→ Input data
---

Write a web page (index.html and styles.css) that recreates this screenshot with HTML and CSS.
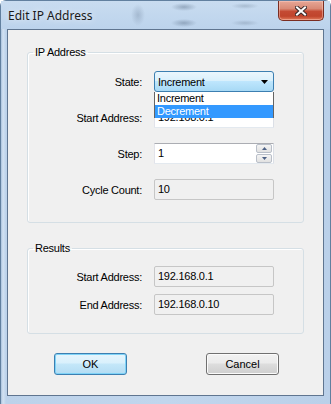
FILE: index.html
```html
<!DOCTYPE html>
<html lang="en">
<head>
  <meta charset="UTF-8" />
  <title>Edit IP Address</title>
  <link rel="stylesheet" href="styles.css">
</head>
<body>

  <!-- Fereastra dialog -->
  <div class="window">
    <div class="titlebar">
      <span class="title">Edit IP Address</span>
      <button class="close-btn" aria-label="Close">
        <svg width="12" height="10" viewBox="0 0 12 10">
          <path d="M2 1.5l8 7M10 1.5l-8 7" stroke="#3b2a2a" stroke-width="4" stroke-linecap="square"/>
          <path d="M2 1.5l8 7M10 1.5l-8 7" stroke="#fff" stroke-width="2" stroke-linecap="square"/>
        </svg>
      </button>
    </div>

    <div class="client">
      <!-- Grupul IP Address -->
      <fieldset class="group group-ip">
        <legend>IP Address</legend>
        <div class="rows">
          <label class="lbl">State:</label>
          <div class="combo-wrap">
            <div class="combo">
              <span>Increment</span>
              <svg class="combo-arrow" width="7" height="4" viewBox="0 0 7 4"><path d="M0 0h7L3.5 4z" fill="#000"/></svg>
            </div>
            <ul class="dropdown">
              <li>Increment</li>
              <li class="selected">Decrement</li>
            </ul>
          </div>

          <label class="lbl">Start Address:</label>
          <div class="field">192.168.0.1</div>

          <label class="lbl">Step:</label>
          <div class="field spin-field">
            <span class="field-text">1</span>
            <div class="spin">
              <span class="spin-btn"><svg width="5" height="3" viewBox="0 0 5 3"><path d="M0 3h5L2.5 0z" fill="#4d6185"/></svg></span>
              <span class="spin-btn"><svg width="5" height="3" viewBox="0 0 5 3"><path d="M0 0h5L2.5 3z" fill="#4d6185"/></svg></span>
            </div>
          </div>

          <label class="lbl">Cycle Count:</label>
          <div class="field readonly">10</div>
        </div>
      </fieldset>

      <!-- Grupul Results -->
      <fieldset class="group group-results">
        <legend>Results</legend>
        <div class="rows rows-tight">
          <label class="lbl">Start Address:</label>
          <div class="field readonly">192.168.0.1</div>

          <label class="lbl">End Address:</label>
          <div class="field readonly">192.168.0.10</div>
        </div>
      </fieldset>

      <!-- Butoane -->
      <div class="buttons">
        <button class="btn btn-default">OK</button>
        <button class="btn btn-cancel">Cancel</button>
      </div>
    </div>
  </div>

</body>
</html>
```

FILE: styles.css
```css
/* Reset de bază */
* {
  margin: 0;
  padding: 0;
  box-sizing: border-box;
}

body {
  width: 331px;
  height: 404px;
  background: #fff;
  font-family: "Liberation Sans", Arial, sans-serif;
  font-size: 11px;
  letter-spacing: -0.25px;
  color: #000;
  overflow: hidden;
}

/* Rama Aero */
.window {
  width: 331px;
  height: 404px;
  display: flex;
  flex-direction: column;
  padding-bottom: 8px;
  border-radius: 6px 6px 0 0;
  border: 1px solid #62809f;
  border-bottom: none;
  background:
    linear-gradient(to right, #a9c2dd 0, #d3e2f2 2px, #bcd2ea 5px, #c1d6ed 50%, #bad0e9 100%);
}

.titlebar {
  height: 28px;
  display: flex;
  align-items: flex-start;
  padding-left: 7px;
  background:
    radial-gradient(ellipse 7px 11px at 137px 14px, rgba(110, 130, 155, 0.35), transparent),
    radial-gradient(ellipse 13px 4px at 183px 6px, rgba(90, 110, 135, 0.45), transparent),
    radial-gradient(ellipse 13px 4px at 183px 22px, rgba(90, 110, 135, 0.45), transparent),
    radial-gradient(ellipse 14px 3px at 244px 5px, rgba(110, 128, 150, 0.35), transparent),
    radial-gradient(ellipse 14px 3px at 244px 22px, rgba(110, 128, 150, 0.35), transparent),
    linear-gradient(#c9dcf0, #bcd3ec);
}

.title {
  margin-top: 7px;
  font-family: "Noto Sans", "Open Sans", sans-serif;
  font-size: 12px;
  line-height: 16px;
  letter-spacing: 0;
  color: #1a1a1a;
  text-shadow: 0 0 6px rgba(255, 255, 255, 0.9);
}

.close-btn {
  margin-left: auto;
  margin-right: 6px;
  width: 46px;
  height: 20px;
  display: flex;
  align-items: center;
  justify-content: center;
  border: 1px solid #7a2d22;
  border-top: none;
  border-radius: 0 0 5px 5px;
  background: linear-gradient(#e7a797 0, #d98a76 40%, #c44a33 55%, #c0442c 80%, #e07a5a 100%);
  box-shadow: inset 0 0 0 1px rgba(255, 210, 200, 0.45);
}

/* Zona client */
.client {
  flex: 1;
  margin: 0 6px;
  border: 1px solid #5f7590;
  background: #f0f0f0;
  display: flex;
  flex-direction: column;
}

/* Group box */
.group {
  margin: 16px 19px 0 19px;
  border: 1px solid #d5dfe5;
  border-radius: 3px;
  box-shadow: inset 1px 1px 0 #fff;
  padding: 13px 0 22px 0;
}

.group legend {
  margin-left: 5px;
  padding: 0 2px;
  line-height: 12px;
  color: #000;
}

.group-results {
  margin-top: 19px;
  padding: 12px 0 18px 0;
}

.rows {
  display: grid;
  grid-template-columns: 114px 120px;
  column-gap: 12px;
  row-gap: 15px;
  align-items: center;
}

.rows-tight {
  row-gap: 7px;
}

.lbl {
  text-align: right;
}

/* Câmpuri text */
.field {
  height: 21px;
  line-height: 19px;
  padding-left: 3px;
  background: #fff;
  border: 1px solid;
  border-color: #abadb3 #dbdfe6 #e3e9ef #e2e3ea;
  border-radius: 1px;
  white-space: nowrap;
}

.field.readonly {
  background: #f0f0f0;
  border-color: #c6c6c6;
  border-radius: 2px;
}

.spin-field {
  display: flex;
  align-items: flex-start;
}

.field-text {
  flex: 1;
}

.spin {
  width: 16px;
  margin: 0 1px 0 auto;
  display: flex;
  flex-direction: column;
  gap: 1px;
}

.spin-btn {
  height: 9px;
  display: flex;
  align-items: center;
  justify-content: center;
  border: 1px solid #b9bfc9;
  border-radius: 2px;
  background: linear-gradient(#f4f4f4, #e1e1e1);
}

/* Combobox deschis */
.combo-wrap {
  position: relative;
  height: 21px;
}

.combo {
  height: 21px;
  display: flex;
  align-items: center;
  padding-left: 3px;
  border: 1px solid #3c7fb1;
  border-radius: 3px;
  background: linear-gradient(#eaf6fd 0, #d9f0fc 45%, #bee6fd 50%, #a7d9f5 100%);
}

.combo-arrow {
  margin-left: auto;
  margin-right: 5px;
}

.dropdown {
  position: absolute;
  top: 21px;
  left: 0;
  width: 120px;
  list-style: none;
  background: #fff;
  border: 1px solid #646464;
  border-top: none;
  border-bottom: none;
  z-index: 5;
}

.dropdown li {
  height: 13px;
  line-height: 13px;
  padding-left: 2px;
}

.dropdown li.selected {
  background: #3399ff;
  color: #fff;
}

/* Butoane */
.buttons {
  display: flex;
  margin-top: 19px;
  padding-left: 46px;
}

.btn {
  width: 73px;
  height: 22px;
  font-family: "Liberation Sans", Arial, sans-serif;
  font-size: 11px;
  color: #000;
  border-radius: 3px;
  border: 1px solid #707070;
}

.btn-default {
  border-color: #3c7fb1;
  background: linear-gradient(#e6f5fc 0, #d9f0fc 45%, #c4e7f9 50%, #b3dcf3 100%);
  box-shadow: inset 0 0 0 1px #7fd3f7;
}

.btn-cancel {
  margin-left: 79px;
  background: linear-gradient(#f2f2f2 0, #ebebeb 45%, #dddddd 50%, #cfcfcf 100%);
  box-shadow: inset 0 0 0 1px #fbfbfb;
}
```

---

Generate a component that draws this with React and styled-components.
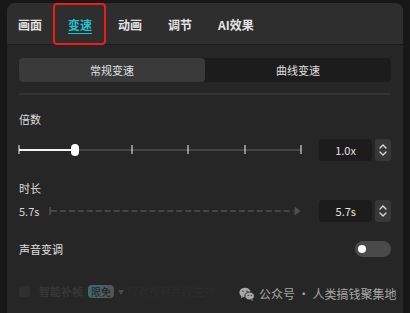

---

→ Exercise details
In the records above, how many lines contain the string "styles"? State that number only.

→ Solution to this exercise
3